Determination of the axial rotation rate using apsidal motion for early-type eclipsing binaries

Because the modern theory of stellar structure and evolution has a sound observational basis, we can consider that the apsidal parameters k(2) computed in terms of this theory correctly reflect the radial density distribution in stars of different masses and spectral types. This allows us to address the problem of apsidal motion in close binary systems in a new way. Unlike the traditional approach, in this paper we use the observed apsidal periods U-obs to estimate the angular axial velocities of components, omega(r), at fixed model values of k(2). We use this approach to analyse the observational data for 28 eclipsing systems with known U-obs and early-type primaries (M >= 1.6 M-circle dot or T-e >= 6000 K). We measure the age of the system in units of the synchronization time, t/t(syn). Our analysis yielded the following results. (i) There is a clear correlation between omega r/omega(syn) and t/t(syn): the younger a star, the higher the angular velocity of its axial rotation in units of omega(syn), the angular velocity at pseudo-synchronization. This correlation is more significant and obvious if the synchronization time, t(syn), is computed in terms of the Zahn theory. (ii) This observational fact implies that the synchronization of early- type components in close binary systems continues on the main sequence. The synchronization times for the inner layers of the components (i.e. those that are responsible for apsidal motion) are about 1.6 and 3.1 dex longer than those predicted by the theories of Zahn and Tassoul, respectively.

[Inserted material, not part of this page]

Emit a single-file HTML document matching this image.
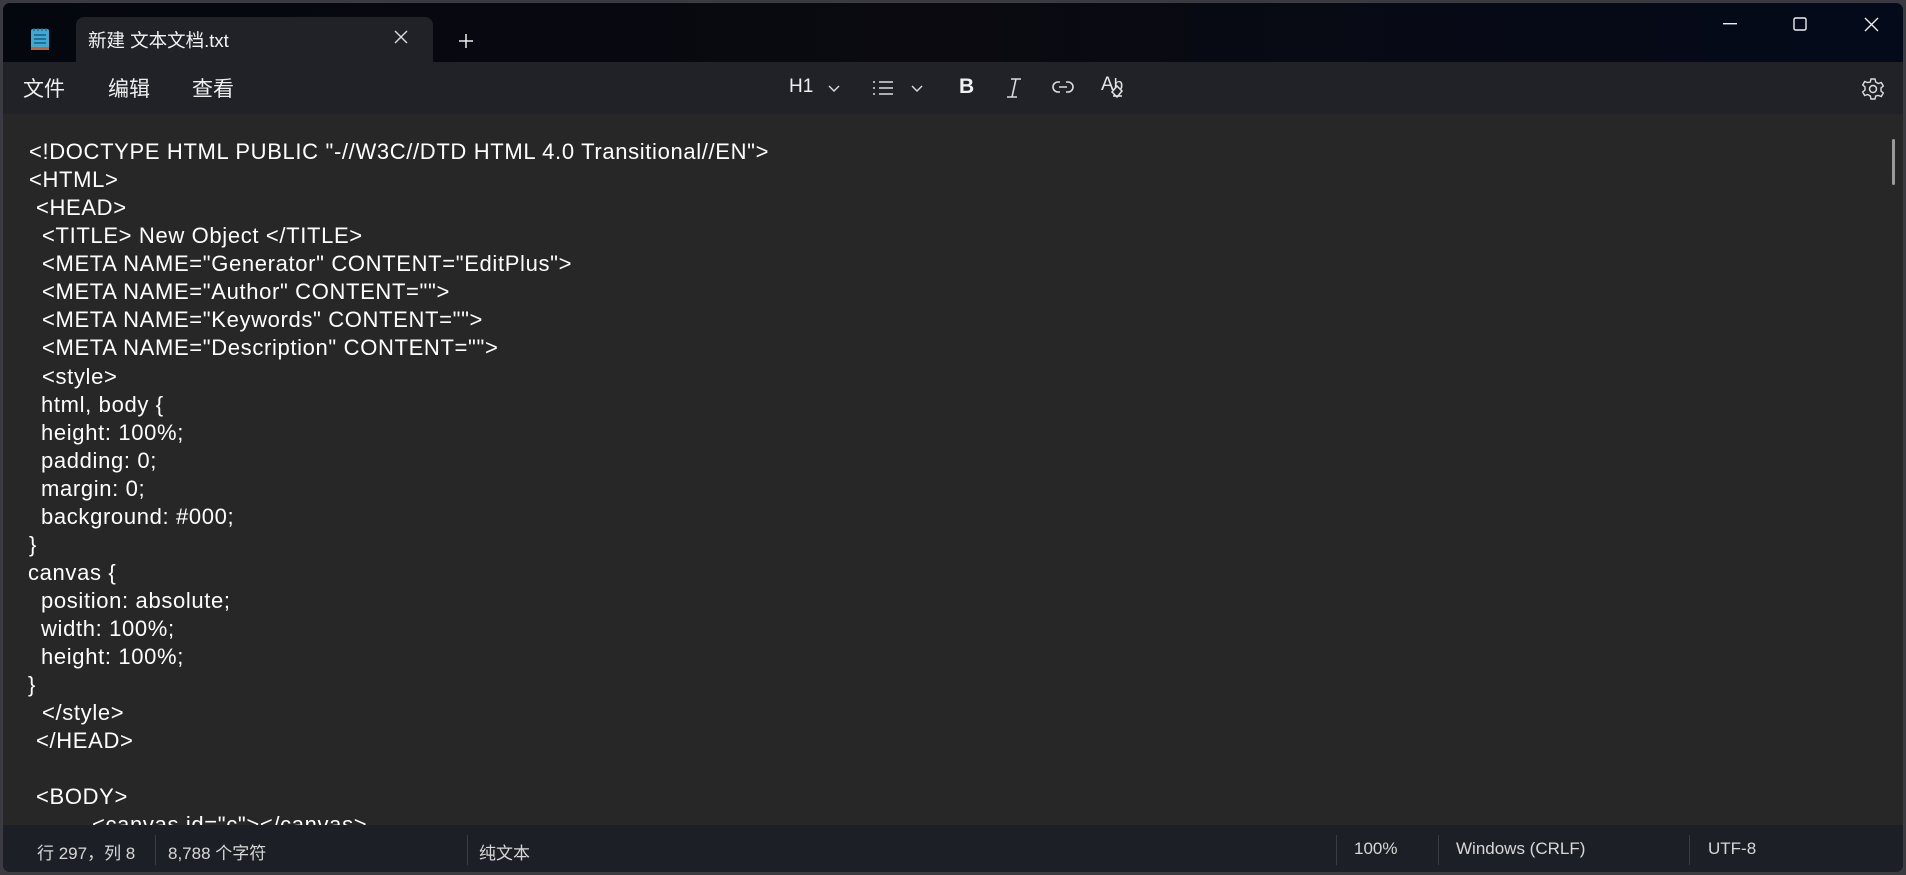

The average initial angular velocities (for the zero-age main sequence) are equal to omega(0)/omega(syn) approximate to 2.0. The dependence of the parameter E-2 on stellar mass probably needs to be refined in the Zahn theory. (iii) Some components of the eclipsing systems of the sample studied show radially differential axial rotation. This is consistent with the Zahn theory, which predicts that the synchronization starts at the surface, where radiative damping of dynamical tides occurs, and develops toward the interior. Therefore, one would expect the inner parts of young double early-type stars to rotate faster than the outer parts.